L’Italia ha un potenziale mostruoso che non sa esprimere. Vai in tutte le strade del mondo e ci sono negozi italiani, i marchi di lusso negli shopping center sono italiani. C’è energia tutta italiana da vendere, c’è la capacità di fare del buon design, di fare arte bene, ma per qualche motivo si spreca. C’è molta artigianalità sprecata…ma io credo nel made in Italy al 100%, nel mondo ci credono. Forse solo gli italiani no.

Lei prima di essere artista, imprenditore e designer è soprattutto un gran comunicatore. Quanto crede sia importante oggi nel settore moda la comunicazione?
La comunicazione è pubblicità, per cui è fondamentale. Io ho lavorato tanti anni con Oliviero Toscani e ho sempre trovato il suo modo di comunicare attraverso le immagini straordinario. Lo presentai io a Benetton, infatti. Una volta in treno sulle Ande una turista, sentendo che ero italiano, mi chiese se conoscevo Toscani. Questa è comunicazione, arrivare fino alle Ande. Quando si fanno cose belle la comunicazione è micidiale. Così come gli angioletti Fiorucci sono arrivati ad essere riconoscibili in tutto il mondo.

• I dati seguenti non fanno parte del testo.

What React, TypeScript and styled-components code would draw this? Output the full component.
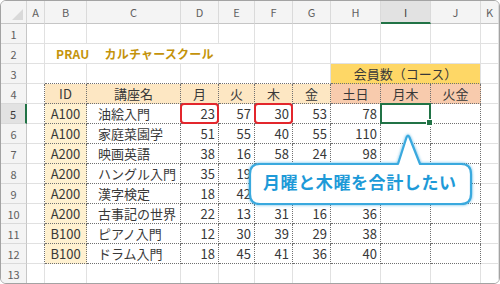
import React from "react";
import styled, { createGlobalStyle, css } from "styled-components";

const GlobalStyle = createGlobalStyle`
  html, body {
    margin: 0;
    padding: 0;
    background: #ffffff;
  }
  body {
    font-family: "Noto Sans CJK JP", "Noto Sans", sans-serif;
  }
`;

const COLS = ["A", "B", "C", "D", "E", "F", "G", "H", "I", "J", "K"];
const WIDTHS = [18, 42, 94, 38, 36, 38, 38, 50, 50, 50, 18];

type Line = "grid" | "dot" | "none";
type Align = "left" | "center" | "right";

type CellDef = {
  text?: string;
  bg?: string;
  align?: Align;
  span?: number;
  ring?: boolean;
  sel?: boolean;
  title?: boolean;
};

// values hidden behind the callout are left empty
const DATA: [string, string, ...(number | null)[]][] = [
  ["A100", "油絵入門", 23, 57, 30, 53, 78],
  ["A100", "家庭菜園学", 51, 55, 40, 55, 110],
  ["A200", "映画英語", 38, 16, 58, 24, 98],
  ["A200", "ハングル入門", 35, 19, null, null, null],
  ["A200", "漢字検定", 18, 42, null, null, null],
  ["A200", "古事記の世界", 22, 13, 31, 16, 36],
  ["B100", "ピアノ入門", 12, 30, 39, 29, 38],
  ["B100", "ドラム入門", 18, 45, 41, 36, 40],
];

const HEAD_BG = "#fde7c3";
const SUM_BG = "#f8cbad";
const ID_BG = "#fff1d0";

const buildRow = (r: number): CellDef[] => {
  const row: CellDef[] = COLS.map(() => ({}));
  if (r === 2) {
    row[1] = { text: "PRAU　 カルチャースクール", span: 4, title: true };
  }
  if (r === 3) {
    row[7] = { text: "会員数（コース）", bg: "#fed766", align: "center", span: 3 };
  }
  if (r === 4) {
    ["ID", "講座名", "月", "火", "木", "金"].forEach((t, i) => {
      row[i + 1] = { text: t, bg: HEAD_BG, align: "center" };
    });
    ["土日", "月木", "火金"].forEach((t, i) => {
      row[i + 7] = { text: t, bg: SUM_BG, align: "center" };
    });
  }
  if (r >= 5 && r <= 12) {
    const d = DATA[r - 5];
    row[1] = { text: d[0] as string, bg: ID_BG, align: "center" };
    row[2] = { text: d[1] as string, align: "left" };
    for (let i = 2; i < 7; i++) {
      const v = d[i];
      row[i + 1] = { text: v == null ? "" : String(v), align: "right" };
    }
  }
  if (r === 5) {
    row[3].ring = true;
    row[5].ring = true;
    row[8] = { sel: true };
  }
  return row;
};

const inTable = (r: number, c: number) => r >= 4 && r <= 12 && c >= 1 && c <= 9;

const App = () => {
  const rows = Array.from({ length: 13 }, (_, i) => i + 1);

  return (
    <>
      <GlobalStyle />
      <Frame>
        <Sheet>
          <Corner />
          {COLS.map((c, i) => (
            <ColHead key={c} $active={i === 8}>
              {c}
            </ColHead>
          ))}

          {rows.map((r) => {
            const defs = buildRow(r);
            const out: React.ReactNode[] = [
              <RowHead key={`h${r}`} $active={r === 5}>
                {r}
              </RowHead>,
            ];
            let c = 0;
            while (c < COLS.length) {
              const d = defs[c];
              const span = d.span ?? 1;
              const last = c + span - 1;
              const right: Line =
                d.title && r === 2
                  ? "grid"
                  : inTable(r, last) || (r >= 4 && r <= 12 && last === 0)
                  ? "dot"
                  : "grid";
              const bottom: Line =
                inTable(r, c) || (r === 3 && c >= 1 && c <= 9) ? "dot" : "grid";
              out.push(
                <Cell
                  key={`${r}-${c}`}
                  $span={span}
                  $bg={d.bg}
                  $align={d.align ?? "left"}
                  $right={right}
                  $bottom={bottom}
                  $ring={d.ring}
                  $sel={d.sel}
                >
                  {d.title ? <Title>{d.text}</Title> : d.text}
                </Cell>
              );
              c += span;
            }
            return out;
          })}

          <Callout>
            <svg width="232" height="80" viewBox="0 0 232 80">
              <path
                d="M14 33 H152 L160.5 6.5 Q162 2.5 163.5 6.5 L174 33 H215 Q225 33 225 43 V63 Q225 73 215 73 H14 Q4 73 4 63 V43 Q4 33 14 33 Z"
                fill="#ffffff"
                stroke="#3aa9de"
                strokeWidth="2.2"
                strokeLinejoin="round"
              />
            </svg>
            <CalloutText>月曜と木曜を合計したい</CalloutText>
          </Callout>
        </Sheet>
      </Frame>
    </>
  );
};

export default App;

const Frame = styled.div`
  width: 500px;
  height: 284px;
  box-sizing: border-box;
  border: 1px solid #a3a3a3;
  border-radius: 6px;
  overflow: hidden;
  background: #ffffff;
`;

const Sheet = styled.div`
  position: relative;
  display: grid;
  grid-template-columns: 26px ${WIDTHS.map((w) => `${w}px`).join(" ")};
  grid-template-rows: 23px repeat(13, 20px);
  color: #333333;
  font-size: 13px;
`;

const Corner = styled.div`
  position: relative;
  background: #f4f4f4;
  box-sizing: border-box;
  border-right: 1px solid #d6d6d6;
  border-bottom: 1px solid #c6c6c6;

  &::after {
    content: "";
    position: absolute;
    right: 3px;
    bottom: 3px;
    border-style: solid;
    border-width: 0 0 11px 11px;
    border-color: transparent transparent #d9d9d9 transparent;
  }
`;

const ColHead = styled.div<{ $active?: boolean }>`
  display: flex;
  align-items: center;
  justify-content: center;
  box-sizing: border-box;
  background: ${(p) => (p.$active ? "#e2e2e2" : "#f4f4f4")};
  border-right: 1px solid #dadada;
  border-bottom: ${(p) => (p.$active ? "2px solid #217346" : "1px solid #c6c6c6")};
  font-size: 11px;
  color: ${(p) => (p.$active ? "#3b3b3b" : "#606060")};
`;

const RowHead = styled.div<{ $active?: boolean }>`
  display: flex;
  align-items: center;
  justify-content: center;
  box-sizing: border-box;
  background: ${(p) => (p.$active ? "#e2e2e2" : "#f4f4f4")};
  border-right: ${(p) => (p.$active ? "2px solid #217346" : "1px solid #c6c6c6")};
  border-bottom: 1px solid #dadada;
  font-size: 11px;
  color: ${(p) => (p.$active ? "#3b3b3b" : "#606060")};
`;

const lineCss = (l: Line) =>
  l === "dot" ? "1px dotted #707070" : l === "grid" ? "1px solid #e1e1e1" : "none";

const Cell = styled.div<{
  $span: number;
  $bg?: string;
  $align: Align;
  $right: Line;
  $bottom: Line;
  $ring?: boolean;
  $sel?: boolean;
}>`
  position: relative;
  grid-column: span ${(p) => p.$span};
  display: flex;
  align-items: center;
  justify-content: ${(p) =>
    p.$align === "center" ? "center" : p.$align === "right" ? "flex-end" : "flex-start"};
  padding: ${(p) => (p.$align === "left" ? "0 0 0 11px" : p.$align === "right" ? "0 3px 0 0" : "0")};
  box-sizing: border-box;
  background: ${(p) => p.$bg ?? "#ffffff"};
  border-right: ${(p) => lineCss(p.$right)};
  border-bottom: ${(p) => lineCss(p.$bottom)};
  white-space: pre;
  color: #383838;

  ${(p) =>
    p.$ring &&
    css`
      &::after {
        content: "";
        position: absolute;
        inset: -1px -1px -1px -1px;
        border: 2px solid #e3262c;
        border-radius: 4px;
      }
    `}

  ${(p) =>
    p.$sel &&
    css`
      &::after {
        content: "";
        position: absolute;
        inset: -1px -1px -1px -1px;
        border: 2px solid #217346;
      }
      &::before {
        content: "";
        position: absolute;
        right: -3px;
        bottom: -3px;
        width: 5px;
        height: 5px;
        background: #217346;
        border: 1px solid #ffffff;
        z-index: 2;
      }
    `}
`;

const Title = styled.span`
  font-size: 12px;
  font-weight: 700;
  color: #c4930a;
  letter-spacing: 0.2px;
`;

const Callout = styled.div`
  position: absolute;
  left: 245px;
  top: 130px;
  width: 232px;
  height: 80px;
  z-index: 5;

  svg {
    position: absolute;
    inset: 0;
    filter: drop-shadow(0 0 1.5px rgba(40, 160, 220, 0.75));
  }
`;

const CalloutText = styled.span`
  position: absolute;
  left: 17px;
  top: 40px;
  font-size: 17px;
  line-height: 22px;
  font-weight: 700;
  letter-spacing: 0.6px;
  color: #1e9ad8;
  white-space: nowrap;
`;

L’ultima novità è la linea di prodotti beauty creata per La Gardenia. Quali progetti ha per il futuro?
Non saprei, so solo che qualsiasi cosa mi chiedono di disegnare lo faccio. Ho l’istinto del disegno semplice, che non è facile da trovare oggi, perché tutti sono alla ricerca dell’originalità a tutti i costi, dell’unicità. Invece a me piace lo stile che cambia, non sono capace di fermarmi sulle cose, tutto quello che guardo mi piace, non riesco ad affezionarmi alle cose, sono sempre attratto da tutto, mi piace tutto. Sarò pazzo io, forse.

Cosa mi piace? Non lo so, tutto…è come se la vita fosse un gioco, io ho bisogno che la vita sia un gioco perché se la prendi per certi lati sa essere terribile…forse mi fa paura per questo.

Lei è testimone degli anni d’oro della moda. Cosa vorrebbe che ci fosse oggi e che invece manca?
Secondo me va bene tutto, non leverei nulla. Forse solo il lato snob della moda, quello che la mette un po’ su un piedistallo come una regina superba. Per il resto trovo che vada bene tutto. In Italia ci sono i migliori artigiani che cuciono le scarpe più belle. Conosco Manolo Blahnik, è un amico e tutte le sue scarpe vengono fatte a Vigevano. Cosa vogliamo di più?!